In order to answer these questions, one has to look more closely at the specific value of a political public sphere. In the liberal tradition, authors like John Stuart Mill (1989) have emphasized the value of the public sphere for individual freedom, referring to the epistemic benefits of public discussion in terms of an increased chance to arrive at the truth and in terms of the intrinsic value of having a public sphere in which people can realize their individuality by taking up positions towards important issues (Cohen 2000, p. 1426; Regan 1995, p. 222). These arguments lead Mill to a principle that recommends that the government should only minimally interfere in the public sphere because all interventions by non-discursive means tend to undermine these benefits (although there are also always reasons that can justify such intrusions). This argument can easily be extended from censorship to surveillance as soon as it is acknowledged that surveillance is also a form of the government intervening in the public sphere.

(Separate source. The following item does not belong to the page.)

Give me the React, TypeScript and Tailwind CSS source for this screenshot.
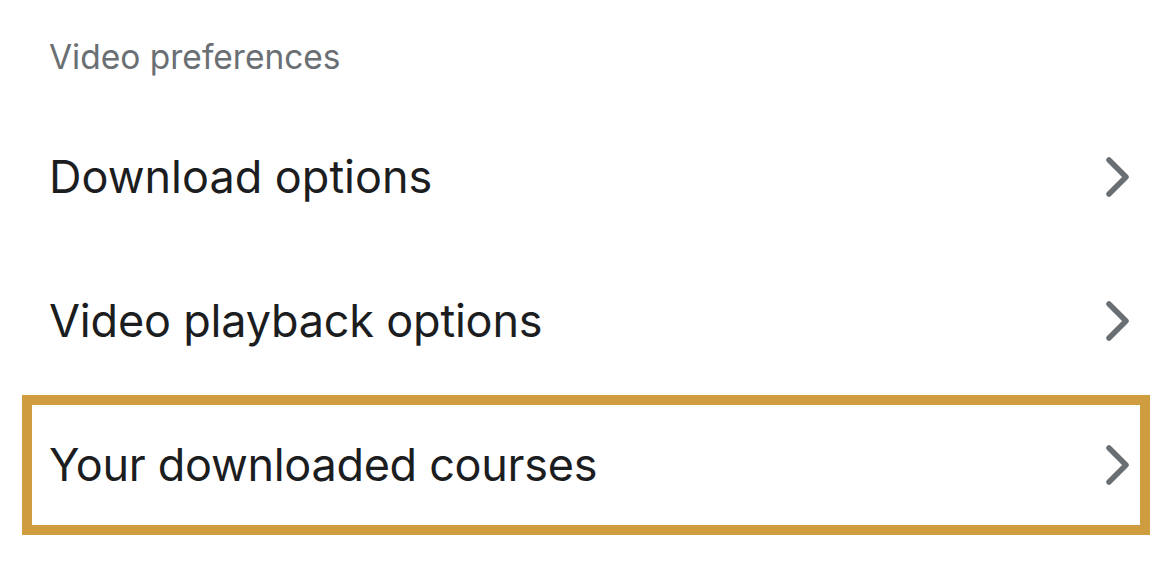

Such an argument is still relatively weak, however, as it does not establish a special status for political communications. More importantly, it is open to the objection, once more, that the mere gathering and storage of information does not typically lead to any harm in these regards.

A stronger foundation for a critique of indiscriminate mass surveillance of public political activities can be found in Habermas’s theory of the public sphere (Habermas 1991, 1996). Habermas describes the public sphere as a collection of practices that regulate themselves on the basis of norms that aim at generating consensus through argumentative agreement rather than through strategic threats and sanctions. Communicative interaction in the public sphere is thus distinct from action coordination in the sphere of the state where bureaucratic power is the regulating medium (and from the market, where that function is performed by money). By arguing that such interaction enables the development of “communicative rationality”, Habermas not only emphasizes that the public sphere incorporates a specific form of social interaction, but also that this type of interaction underpins a specific form of rationality—not the means-ends rationality of government and the market, but a specific discursive form of rationality through which arguments, goals, and values themselves can be examined. The public sphere can only display this specific form of rationality under certain conditions, however: people must not only be capable of communicating without outside intervention distorting the internal logic of discourse (Parsons 2015, p. 8), they must also be capable of determining the structure and the rules of their communicative interactions themselves using communicative reason (Cohen and Arato 1997; Habermas 1996, p. 370). What counts as a good argument and which forms of discourse are sufficient to settle specific matters must be something that is up to the participants themselves in such communicative interactions.

If we combine Habermas’s account of the public sphere with his idea that a well-functioning political public sphere is the only source of democratic legitimation, this provides us not only with an argument for why the political public sphere specifically deserves protection from state intervention. Connecting his account with the idea that surveillance shapes relationships and thereby reasons inevitably leads to the conclusion that surveillance of the public sphere undermines the specific form of rationality that this sphere displays in the ideal case. This is because surveillance makes it impossible for participants to control the relationships that are constitutive of specific forms of discourses. Therefore, surveillance must count as an intervention into the process of collective reasoning distinctive to this sphere.

Feminist critics of Habermas, such as Fraser (1990), have extended his conception arguing that subordinated groups often need public spheres of their own to effectively participate in politics. They consequently argue that political legitimacy must be based on the interaction of multiple publics, each of them controlled by members of the relevant groups. Following these arguments, it seems reasonable to conclude that autonomous collective control over the relationships constituting not only one but multiple public spheres is a precondition for the participation of both the majority and minorities in democratic self-government.

This argument leads to a new account of the harm created by surveillance: indiscriminate surveillance of political, public activities removes the option for participants of the public sphere to collectively determine what social relations are appropriate for this sphere and it thereby limits their ability to exercise collective communicative freedom (Habermas 1996, p. 369; Warner 2002). The interest that is violated by surveillance is, consequently, not only an individual interest in liberty but also a collective interest in self-determination that can only be effectively safeguarded by exempting political public spheres from surveillance (Parsons 2015).

These considerations suggest that indiscriminate mass surveillance not only threatens individual liberty and non-domination and undermines valuable non-political relationships, but that it also constitutes a form of exercise of political power over the public sphere that is incompatible with the idea of democratic self-determination.

In contrast to liberal theories, this account does not base its critique of surveillance on the value of the private sphere for individual liberty, but it also acknowledges a distinct political value of surveillance-free public interaction. Furthermore, it can show why not only the use but also the mere gathering of information can be problematic. This is because the gathering of information changes the environment of social relationships and thereby undermines collective self-determination.

Regarding policy considerations, this argument suggests much stronger constraints on indiscriminate mass surveillance than the liberal accounts: first, the employment of technologies of indiscriminate data capture and storage that encompass the public sphere by design, such as the British TEMPORA program, is in principle illegitimate. Second, whenever more targeted surveillance technologies of any kind are employed, there needs to be a heightened bar of review and opportunities for contestation whenever this affects the public sphere (in the widest sense of the term), even when there are no individuals whose individual liberty rights are violated. Third, the government use of surveillance technologies in the public sphere must always remain appropriately restricted so that surveillance-free spaces of public deliberation remain available that would allow for both small-scale (e.g. for activist groups) and large-scale group deliberation.